Current Account Deficit 💸

Introduction

  • Current Account Deficit: When a country's total imports of goods, services, and transfers exceed its total exports.
  • This lecture discusses the advanced consequences of a current account deficit, focusing on economic impacts.

Key Issues with Current Account Deficit

  • Reduction in Aggregate Demand (AD)

    • The trade balance is a significant component of the current account.
    • A deficit implies a negative trade balance, meaning Net Exports (X - M) is negative.
    • Negative Net Exports reduce overall AD.
    • Reduced AD leads to lower economic growth and higher unemployment.
  • Financing the Deficit with Debt

    • Countries often finance current account deficits by running financial account surpluses.
    • Common method: Issuing more debt (government bonds, corporate bonds, company shares).
    • Risk: Accumulating excessive debt erodes investor confidence.
    • Consequence: Investors may withdraw, fearing defaults, leading to insufficient funds to finance the deficit.
  • Currency Crisis Risk

    • Fears of default lead to investors pulling out money, selling the country's currency.
    • Example: For the UK, this would mean selling the pound → lower pound value.
    • Depreciation of the currency exacerbates economic issues, potentially causing financial and economic crises.
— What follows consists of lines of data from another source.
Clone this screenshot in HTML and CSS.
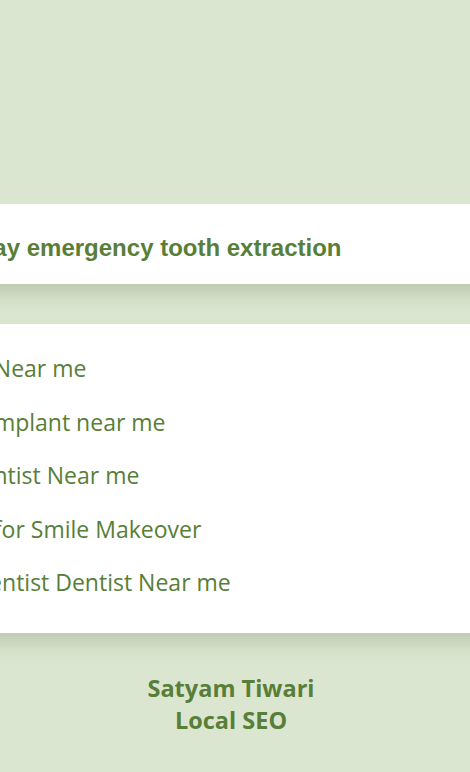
FILE: index.html
```html
<!DOCTYPE html>
<html lang="en">
<head>
    <meta charset="UTF-8">
    <meta name="viewport" content="width=device-width, initial-scale=1.0">
    <title>Dentist Near me | Satyam Tiwari</title>
    <link rel="stylesheet" href="styles.css">
</head>
<body>

    <div class="page">
        <!-- Service mis en avant -->
        <div class="card highlight">
            <h2>Same day emergency tooth extraction</h2>
        </div>

        <!-- Liste des recherches -->
        <div class="card searches">
            <ul>
                <li><a href="#">Dentist Near me</a></li>
                <li><a href="#">Dental Implant near me</a></li>
                <li><a href="#">Best Dentist Near me</a></li>
                <li><a href="#">Dentist for Smile Makeover</a></li>
                <li><a href="#">Local Dentist Dentist Near me</a></li>
            </ul>
        </div>

        <!-- Footer -->
        <footer>
            <p>Satyam Tiwari</p>
            <p>Local SEO</p>
        </footer>
    </div>

</body>
</html>
```

FILE: styles.css
```css
/* Styles généraux */
body {
    margin: 0;
    padding: 0;
    background-color: #dbe6d0;
    overflow: hidden;
    font-family: "Open Sans", "Noto Sans", sans-serif;
    color: #587e37;
}

.page {
    width: 662px;
    margin-left: -100px;
    padding-top: 204px;
}

.card {
    background: #fff;
    box-shadow: 0 14px 22px -8px rgba(60, 80, 40, 0.25);
}

/* Carte du haut */
.highlight {
    height: 80px;
    box-sizing: border-box;
    padding: 30px 8px 22px;
    margin-bottom: 40px;
}

.highlight h2 {
    margin: 0;
    font-family: "Liberation Sans", Arial, sans-serif;
    font-size: 24px;
    line-height: 28px;
    font-weight: bold;
}

/* Liste */
.searches {
    height: 309px;
    box-sizing: border-box;
    padding: 18px 11px 0;
}

.searches ul {
    list-style: none;
    margin: 0;
    padding: 0;
}

.searches li {
    padding: 10px 0;
    font-size: 23px;
    line-height: 33.6px;
}

.searches li a {
    color: #587e37;
    text-decoration: none;
}

/* Footer */
footer {
    text-align: center;
    margin-top: 39px;
    font-weight: bold;
    font-size: 23.5px;
    line-height: 32px;
}

footer p {
    margin: 0;
}
```
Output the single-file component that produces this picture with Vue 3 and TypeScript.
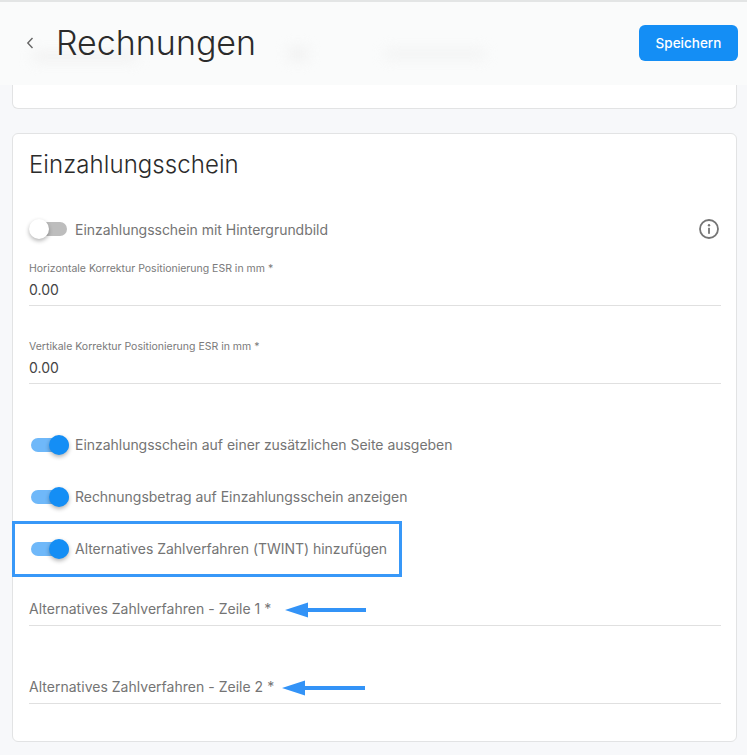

Exchange Rate and Competitiveness

  • Impact on Exchange Rate

    • Importing more than exporting increases the supply of the country’s currency on the global market.
    • Increased currency supply → downward pressure on the exchange rate.
    • Theoretically, a weaker currency should correct the deficit by making exports cheaper and imports more expensive.
  • Challenges for Non-Competitive Economies

    • Countries suffering from deficits may lack competitiveness.
    • In the UK’s case, the weaker exchange rate might not boost exports due to a limited exporting base.
    • Negative Effects:
      • Higher import prices lead to increased costs for raw materials.
      • Potential stagflation: rising inflation combined with stagnating growth.

Conclusion

  • If the current account deficit is small relative to GDP, financing it with debt might not be problematic.
  • Critical Risk: When the deficit becomes a large percentage of GDP, debt concerns can cause severe economic consequences, including currency and economic crises.
  • Monitoring and managing the current account deficit is essential to prevent these adverse outcomes.